C’est pourquoi un fonctionnaire public cesse d’être astreint au devoir de réserve dès qu’il est dessaisi des prérogatives qui sont attachées à sa fonction. Il est alors fondé à informer ès-qualité le public du désordre qui s’est installé dans l’institution et, en cela, il agit aussi comme simple citoyen exerçant et invitant ses concitoyens à exercer un pouvoir légitime de contrôle.

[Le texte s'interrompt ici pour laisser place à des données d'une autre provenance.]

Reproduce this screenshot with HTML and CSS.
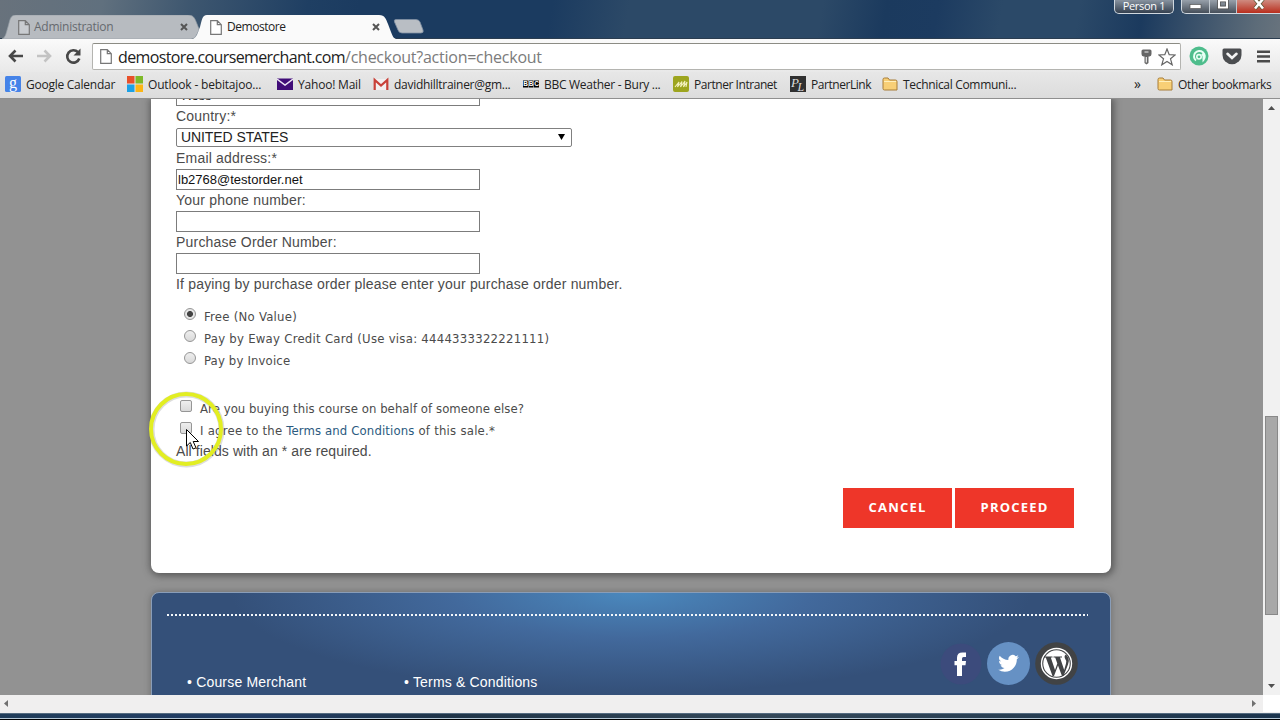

Quand l’habitude s’est prise de traiter les fonctionnaires comme de simples exécutants du pouvoir politique, c’est la notion même de fonction qui se perd et l’arbitraire de l’exécutif qui envahit toute l’étendue de l’institution. L’obéissance d’un fonctionnaire se limite au cadre de la fonction qu’il exerce. Il doit donc avertir le pouvoir politique des risques que peut faire courir une transgression, c’est-à-dire un abus de pouvoir. Et si l’exécutif est sourd à ses représentations, c’est au public qu’il doit rendre compte des faits relevant du contrôle des citoyens. Si, par exemple, le pouvoir est entièrement passé du côté de conseillers placés au service de l’exécutif et si, dans ces conditions, les décisions sont prises au mépris des fonctions, l’arbitraire corrompt l’État et il n’y a plus de république.

Il est clair depuis longtemps qu’il existe plusieurs socialismes profondément divergents. C’est l’affirmation ou la négation plus ou moins explicite de la forme républicaine de l’État qui fait toute la différence.